*TASK BRIEF*:
For every line in the data below that contains "screenshot", copy the line.

----- RECORDS SHOWN

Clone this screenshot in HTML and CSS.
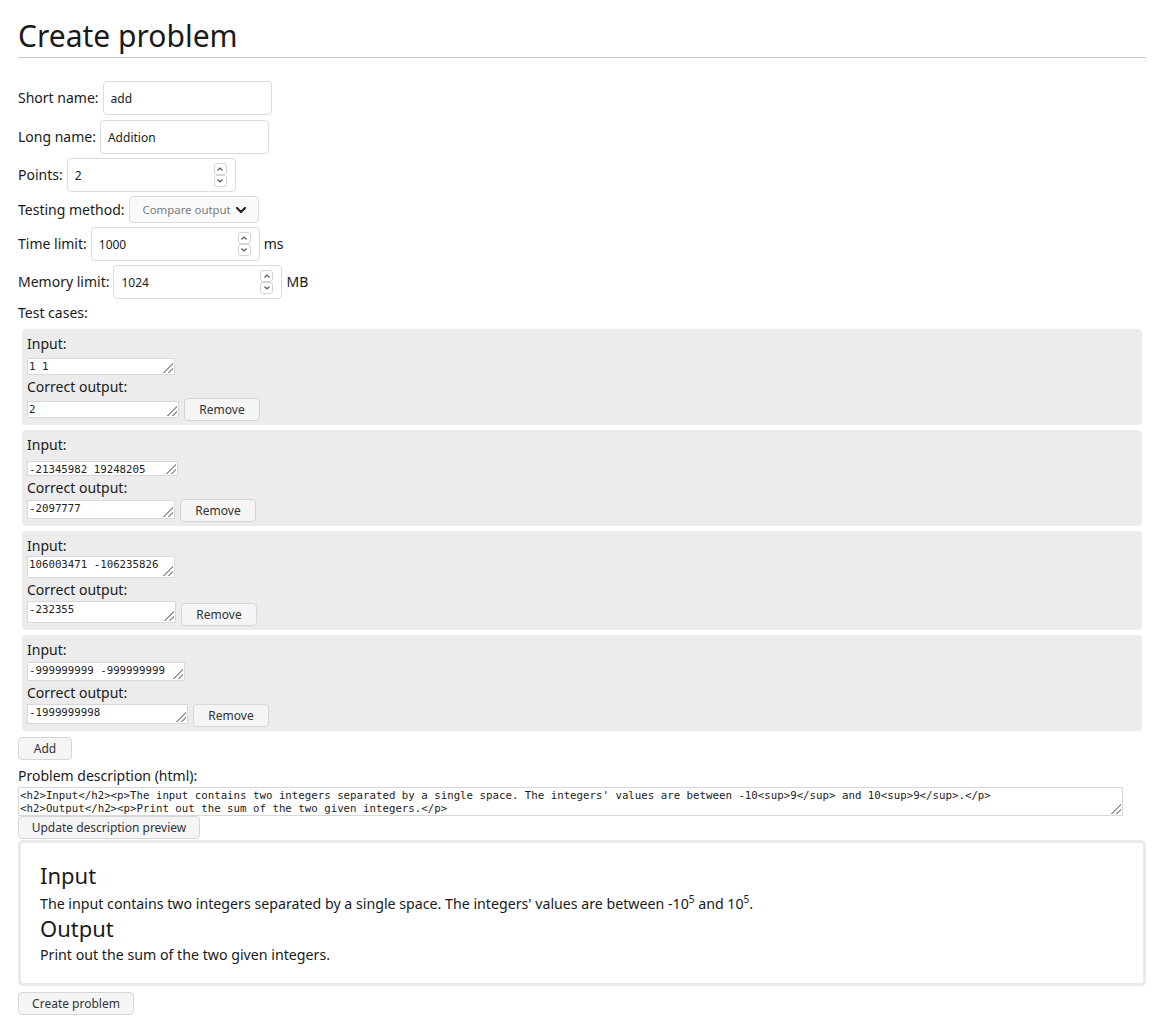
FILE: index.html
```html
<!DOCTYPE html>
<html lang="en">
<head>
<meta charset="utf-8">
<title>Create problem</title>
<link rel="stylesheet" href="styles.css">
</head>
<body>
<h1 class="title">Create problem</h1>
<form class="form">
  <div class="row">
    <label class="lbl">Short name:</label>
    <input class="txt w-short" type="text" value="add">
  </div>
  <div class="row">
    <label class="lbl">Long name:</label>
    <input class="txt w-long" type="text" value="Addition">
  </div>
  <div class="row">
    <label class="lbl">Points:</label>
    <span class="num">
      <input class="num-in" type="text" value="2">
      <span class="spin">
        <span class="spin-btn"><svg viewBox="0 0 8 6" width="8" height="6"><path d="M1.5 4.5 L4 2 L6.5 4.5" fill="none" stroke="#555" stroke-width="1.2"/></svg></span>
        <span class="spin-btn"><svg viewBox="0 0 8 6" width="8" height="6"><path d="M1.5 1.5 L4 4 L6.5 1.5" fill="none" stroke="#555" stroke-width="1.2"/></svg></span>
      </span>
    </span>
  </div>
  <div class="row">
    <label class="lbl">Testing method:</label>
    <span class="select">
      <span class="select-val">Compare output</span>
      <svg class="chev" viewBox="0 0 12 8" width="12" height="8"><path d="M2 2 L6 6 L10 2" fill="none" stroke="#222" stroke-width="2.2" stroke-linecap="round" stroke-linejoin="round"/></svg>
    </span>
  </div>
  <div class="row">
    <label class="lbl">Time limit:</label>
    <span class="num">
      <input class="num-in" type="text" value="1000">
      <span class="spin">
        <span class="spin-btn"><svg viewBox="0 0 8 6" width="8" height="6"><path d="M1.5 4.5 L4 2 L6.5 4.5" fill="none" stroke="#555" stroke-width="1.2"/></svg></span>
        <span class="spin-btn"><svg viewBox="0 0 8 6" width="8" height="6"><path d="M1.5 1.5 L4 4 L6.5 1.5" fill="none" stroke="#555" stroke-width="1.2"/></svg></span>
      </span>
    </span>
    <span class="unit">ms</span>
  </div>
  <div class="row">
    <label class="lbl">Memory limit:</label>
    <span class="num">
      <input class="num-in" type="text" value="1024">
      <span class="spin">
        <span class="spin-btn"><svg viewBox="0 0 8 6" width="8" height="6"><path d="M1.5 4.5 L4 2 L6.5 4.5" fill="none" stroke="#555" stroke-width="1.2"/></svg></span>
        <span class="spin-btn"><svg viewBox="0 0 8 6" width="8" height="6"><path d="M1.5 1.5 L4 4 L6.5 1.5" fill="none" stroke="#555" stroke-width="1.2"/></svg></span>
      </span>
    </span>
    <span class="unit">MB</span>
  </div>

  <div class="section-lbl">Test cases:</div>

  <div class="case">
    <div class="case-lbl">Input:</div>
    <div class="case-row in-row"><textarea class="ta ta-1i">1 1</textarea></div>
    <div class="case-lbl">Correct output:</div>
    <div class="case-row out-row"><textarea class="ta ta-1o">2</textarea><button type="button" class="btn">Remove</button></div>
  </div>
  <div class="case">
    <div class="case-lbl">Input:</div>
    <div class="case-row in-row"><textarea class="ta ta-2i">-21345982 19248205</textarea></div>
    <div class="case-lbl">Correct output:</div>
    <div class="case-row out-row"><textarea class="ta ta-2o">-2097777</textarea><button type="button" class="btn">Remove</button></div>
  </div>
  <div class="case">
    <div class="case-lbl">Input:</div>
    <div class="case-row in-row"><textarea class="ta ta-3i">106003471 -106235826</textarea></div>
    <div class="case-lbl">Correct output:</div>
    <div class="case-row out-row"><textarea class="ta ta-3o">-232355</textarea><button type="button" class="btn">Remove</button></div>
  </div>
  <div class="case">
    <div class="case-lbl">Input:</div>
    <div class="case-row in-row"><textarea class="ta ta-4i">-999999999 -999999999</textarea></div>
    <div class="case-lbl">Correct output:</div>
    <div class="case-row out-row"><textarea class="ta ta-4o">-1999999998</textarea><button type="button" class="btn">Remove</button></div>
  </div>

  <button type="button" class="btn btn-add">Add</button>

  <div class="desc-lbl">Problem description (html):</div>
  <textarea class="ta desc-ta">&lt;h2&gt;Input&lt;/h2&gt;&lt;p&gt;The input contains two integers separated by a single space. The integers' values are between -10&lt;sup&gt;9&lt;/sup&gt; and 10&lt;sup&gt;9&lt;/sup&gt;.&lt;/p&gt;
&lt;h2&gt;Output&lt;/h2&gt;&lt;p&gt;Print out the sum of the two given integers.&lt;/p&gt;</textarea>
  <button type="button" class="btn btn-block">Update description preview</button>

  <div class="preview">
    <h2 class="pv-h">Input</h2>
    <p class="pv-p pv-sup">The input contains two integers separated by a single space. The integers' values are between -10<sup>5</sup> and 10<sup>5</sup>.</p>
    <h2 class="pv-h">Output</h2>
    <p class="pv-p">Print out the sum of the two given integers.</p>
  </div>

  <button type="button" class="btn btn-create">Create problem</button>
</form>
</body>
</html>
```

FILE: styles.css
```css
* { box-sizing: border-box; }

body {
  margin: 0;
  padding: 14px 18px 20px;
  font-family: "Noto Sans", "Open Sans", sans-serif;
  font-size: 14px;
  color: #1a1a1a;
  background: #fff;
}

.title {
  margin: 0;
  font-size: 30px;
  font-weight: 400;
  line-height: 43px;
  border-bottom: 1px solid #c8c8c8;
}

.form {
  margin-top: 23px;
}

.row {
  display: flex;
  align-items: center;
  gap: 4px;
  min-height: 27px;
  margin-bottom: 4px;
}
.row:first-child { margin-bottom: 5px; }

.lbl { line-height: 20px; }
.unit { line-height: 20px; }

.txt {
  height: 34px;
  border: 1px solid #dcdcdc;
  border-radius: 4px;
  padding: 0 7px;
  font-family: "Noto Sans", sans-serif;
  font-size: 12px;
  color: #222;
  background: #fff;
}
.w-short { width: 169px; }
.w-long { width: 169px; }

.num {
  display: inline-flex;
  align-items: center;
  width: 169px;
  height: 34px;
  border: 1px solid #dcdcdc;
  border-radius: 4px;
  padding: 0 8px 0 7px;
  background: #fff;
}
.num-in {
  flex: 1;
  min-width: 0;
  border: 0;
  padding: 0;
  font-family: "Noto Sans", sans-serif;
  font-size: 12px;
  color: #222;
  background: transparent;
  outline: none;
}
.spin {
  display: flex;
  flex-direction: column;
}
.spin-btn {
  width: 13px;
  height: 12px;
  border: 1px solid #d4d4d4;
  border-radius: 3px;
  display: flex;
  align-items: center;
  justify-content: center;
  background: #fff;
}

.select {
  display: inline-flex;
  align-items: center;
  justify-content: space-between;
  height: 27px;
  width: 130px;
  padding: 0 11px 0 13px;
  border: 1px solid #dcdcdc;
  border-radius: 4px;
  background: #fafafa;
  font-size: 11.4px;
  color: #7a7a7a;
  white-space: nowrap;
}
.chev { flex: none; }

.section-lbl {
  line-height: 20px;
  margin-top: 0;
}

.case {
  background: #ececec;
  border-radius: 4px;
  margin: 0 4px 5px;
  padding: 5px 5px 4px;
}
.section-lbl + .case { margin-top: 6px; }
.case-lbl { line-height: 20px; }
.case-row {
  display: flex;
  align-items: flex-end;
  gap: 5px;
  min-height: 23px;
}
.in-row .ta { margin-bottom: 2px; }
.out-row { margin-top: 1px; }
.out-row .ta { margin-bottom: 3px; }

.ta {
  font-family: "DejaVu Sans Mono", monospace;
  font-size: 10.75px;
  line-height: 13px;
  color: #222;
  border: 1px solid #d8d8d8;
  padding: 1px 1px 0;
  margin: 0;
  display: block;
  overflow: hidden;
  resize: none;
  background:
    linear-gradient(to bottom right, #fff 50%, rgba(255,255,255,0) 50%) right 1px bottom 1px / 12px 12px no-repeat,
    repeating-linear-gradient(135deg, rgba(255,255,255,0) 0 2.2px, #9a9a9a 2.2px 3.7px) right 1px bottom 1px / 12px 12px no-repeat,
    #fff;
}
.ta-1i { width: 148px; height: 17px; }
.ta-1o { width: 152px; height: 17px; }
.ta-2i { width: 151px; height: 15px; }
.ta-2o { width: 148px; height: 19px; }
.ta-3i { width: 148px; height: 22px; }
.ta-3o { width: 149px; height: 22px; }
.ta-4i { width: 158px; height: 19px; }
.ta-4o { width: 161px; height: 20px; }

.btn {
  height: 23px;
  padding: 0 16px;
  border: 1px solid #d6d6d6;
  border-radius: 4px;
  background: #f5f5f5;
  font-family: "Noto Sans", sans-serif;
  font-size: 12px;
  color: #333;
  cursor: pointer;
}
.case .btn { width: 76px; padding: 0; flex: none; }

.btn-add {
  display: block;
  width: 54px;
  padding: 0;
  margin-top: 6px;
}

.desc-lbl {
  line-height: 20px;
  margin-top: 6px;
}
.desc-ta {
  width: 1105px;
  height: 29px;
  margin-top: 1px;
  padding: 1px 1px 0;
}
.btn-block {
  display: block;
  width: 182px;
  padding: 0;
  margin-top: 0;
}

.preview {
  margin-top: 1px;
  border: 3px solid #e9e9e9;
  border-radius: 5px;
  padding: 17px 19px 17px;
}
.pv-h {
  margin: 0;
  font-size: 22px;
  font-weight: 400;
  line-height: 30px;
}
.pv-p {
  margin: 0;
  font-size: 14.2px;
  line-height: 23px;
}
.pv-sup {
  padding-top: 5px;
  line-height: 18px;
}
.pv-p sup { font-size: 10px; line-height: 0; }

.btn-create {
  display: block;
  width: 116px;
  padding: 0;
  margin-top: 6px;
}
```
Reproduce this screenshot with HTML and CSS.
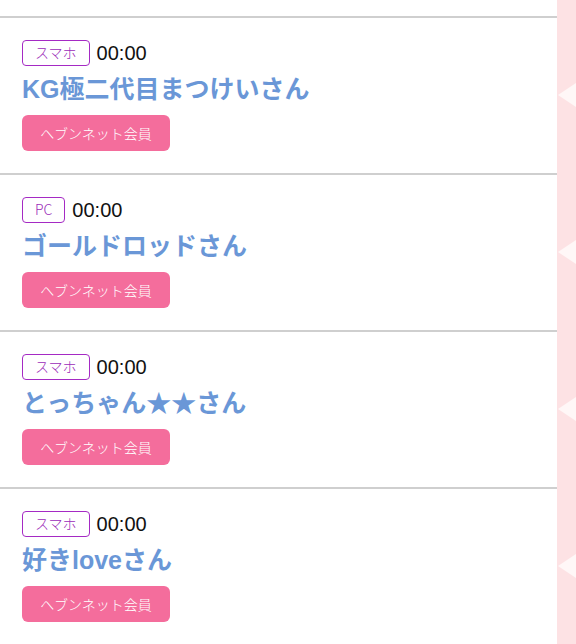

----------

*WRITTEN RESPONSE*:
Clone this screenshot in HTML and CSS.
Reproduce this screenshot with HTML and CSS.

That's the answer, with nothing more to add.